Cromwell was offered the crown in 1657, but turned it down to be reinstalled Lord Protector. He was seated on King Edward’s chair, wearing a purple ermine-lined robe, with a scepter and a sword of justice, but no crown. No one was fooled by his attempt at humility.

Cromwell was allowed to pick his own successor, and chose his oldest surviving son, Richard, as any king would do. Richard had never held any major position, did not fight in the wars, and was completely unprepared for high office. The few months of grooming he had did not help. Oliver Cromwell died on September 3, 1658. Richard only ruled for 254 days, as various elements in the army conspired against him.

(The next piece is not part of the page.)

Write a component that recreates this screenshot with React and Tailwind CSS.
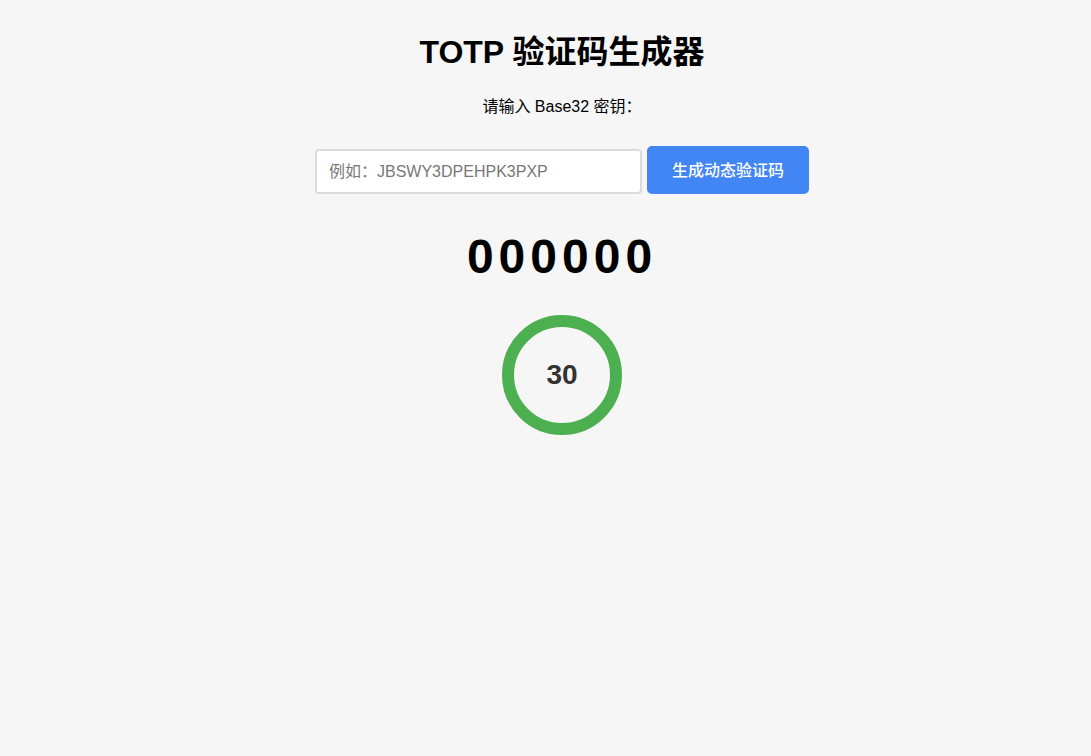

In the end, it looked like civil war would erupt yet again, with Parliamentarians killing each other for power. But the country was exhausted after years of conflict and dictatorship. General Monke conspired with the royalists, and on his 30th birthday (May 29, 1660), Charles II entered London to massive enthusiastic crowds. The Restoration had begun.

It would take years to sort out all of the disasters caused by the last 18 years. Who owned what was a major problem. All of the entertainments were restored, along with the church. Puritans and their ideas were discarded, and most moved to North America.

Oliver Cromwell was dug up from his grave, tried for treason, and executed (even though he was dead), with his head placed on a spike outside Westminster Hall where Charles I had been executed, and his body hung in chains. The body parts had a varied history after that.

One hundred and twenty years later, another congress won a civil war against the crown. This congress too, was financially broke, and tried to order their armies to disperse unpaid. The army turned to its leader, and offered him the crown. Although it is never mentioned in official histories, I am certain that George Washington remembered what had happened in England under the military/religious rule of Oliver Cromwell, in making his decision not to inflict the same suffering on America.

I can only hope that the rest of us follow Washington’s example.